Yes, legislators probably didn't have this sort of thing in mind, but they are not always able to know what is ahead and to the extent they could, it seems like religious favoritism to deny ULC ministers the right to preside. Maybe, a required class or some such thing for all who wish to preside might be a good idea anyways. Is it really so notable that a religious body with the suitable complexity and hierarchy selected the person who presides? Many do not trust many religions overall.]
[A bit more: See this article for a discussion on internet ministers.
Looking at a few cases, the concern is sometimes raised that the religious presiding officiant is someone chosen with a certain amount of care, since they "sanctify" the proceedings and perhaps they might have certain obligations (like signing and returning the certificate). The latter is better done by a test or providing instructions to the person, the former boils down to the people involved. If the ULC or some other church matches their faith and/or beliefs, it "sanctifies" things. Depriving people of free exercise of religion here seems downright petty.

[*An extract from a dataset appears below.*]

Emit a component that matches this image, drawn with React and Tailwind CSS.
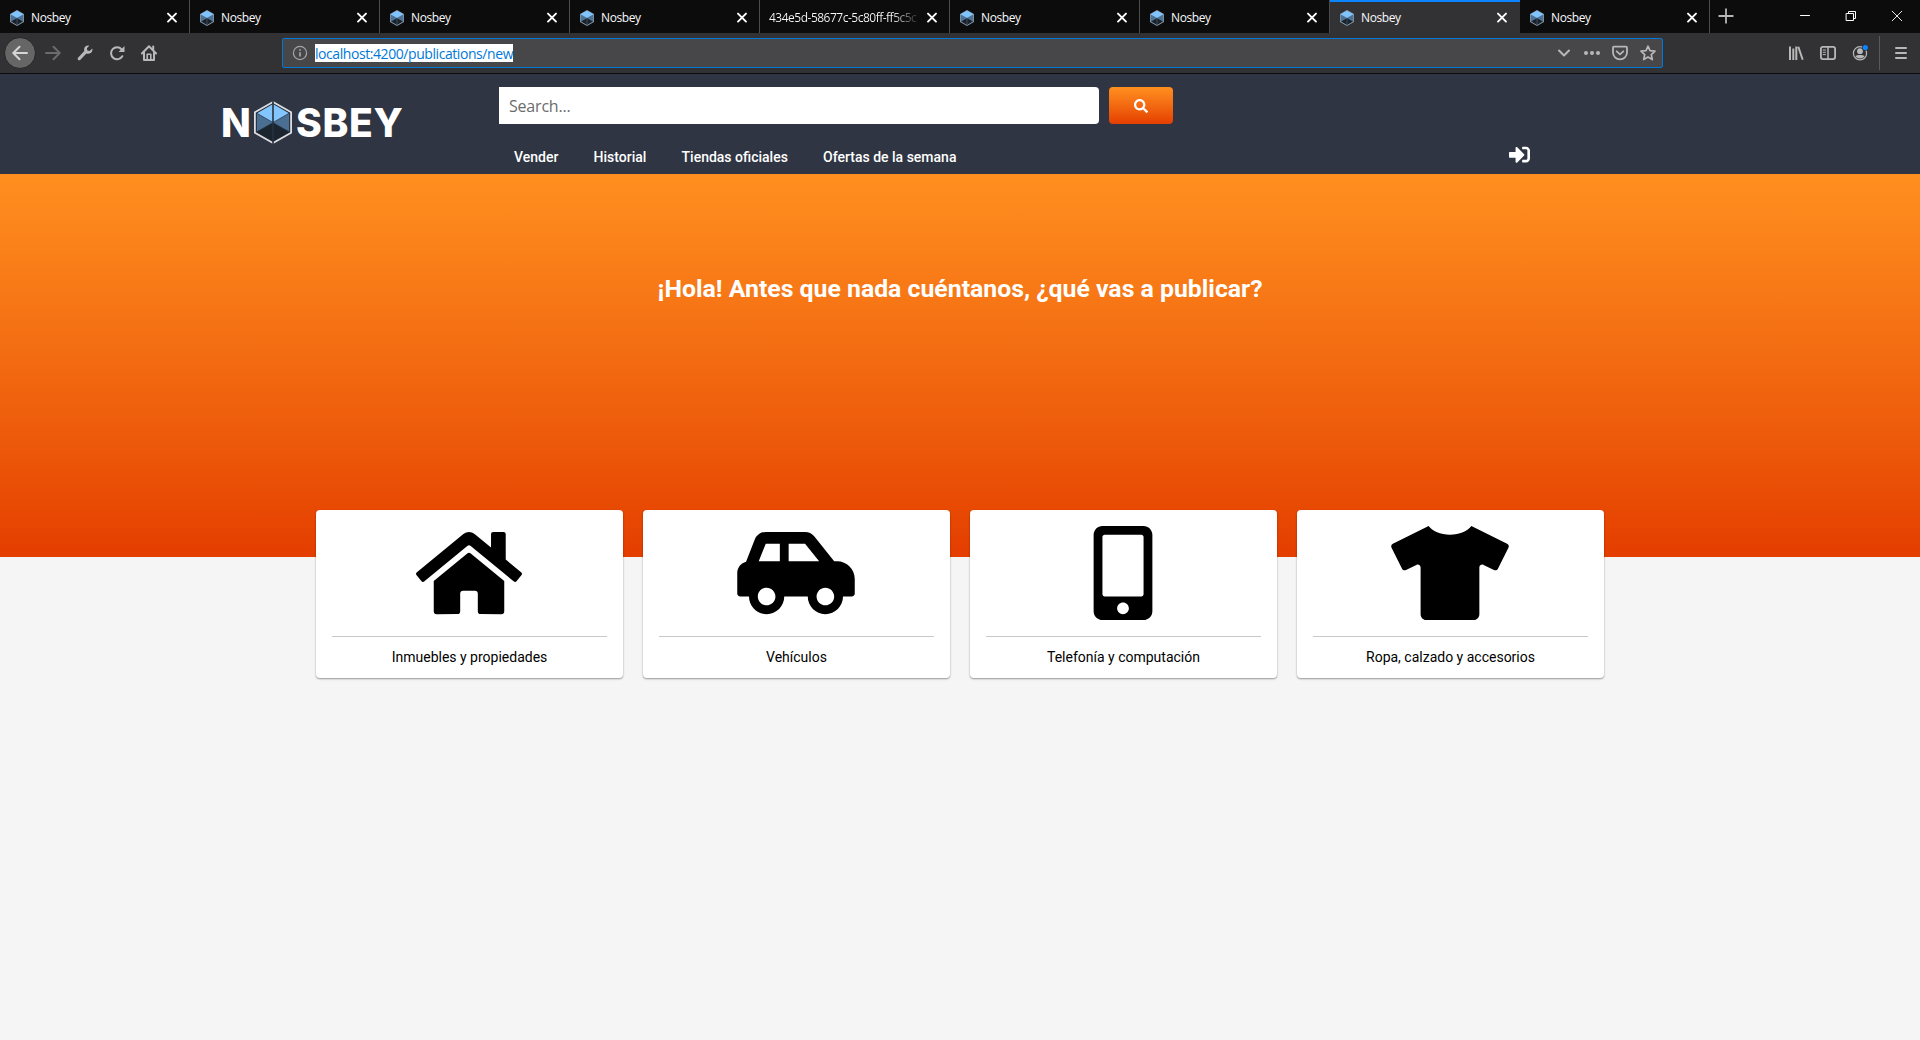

A notary in NY has the power to serve as a witness to oaths and affirmations, pursuant to passing a test and paying a fee. This might not involve marriage, though it can involve a lot of important things, including public officials being sworn in. The confusion over marriages here is silly. See also, here, as to online "congregations" and the issue of penitent privilege, which if we do allow, might very well be different, given the lack of witnesses, it not merely being a follow-up to a civil procedure (license) and the importance of testimony in a court of law.]
* The original footnote (slightly edited):
Religious freedom would include making choices regarding God and not favoring those that choose to model morality and such on God, but matters of conscience are probably also a necessary aspect ("penumbra" if you like) even if seen as a freestanding matter. As Justice Douglas (in a dissenting opinion also making the equal protection point) once noted:
It is true that the First Amendment speaks of the free exercise of religion, not of the free exercise of conscience or belief. Yet conscience and belief are the main ingredients of First Amendment rights. They are the bedrock of free speech as well as religion. The implied First Amendment right of "conscience" is certainly as high as the "right of association" which we recognized. Some indeed have thought it higher. Conscience is often the echo of religious faith. But, as this case illustrates, it may also be the product of travail, meditation, or sudden revelation related to a moral comprehension of the dimensions of a problem, not to a religion in the ordinary sense.
Citations omitted. On that general subject, many would agree that certain positions are not "secular," putting aside the fact that they do not necessarily rise or fall on the existence of God. And, there are "non-theistic" religions out there. The lower court rulings cited by that footnote provide useful open-ended meanings to "religion."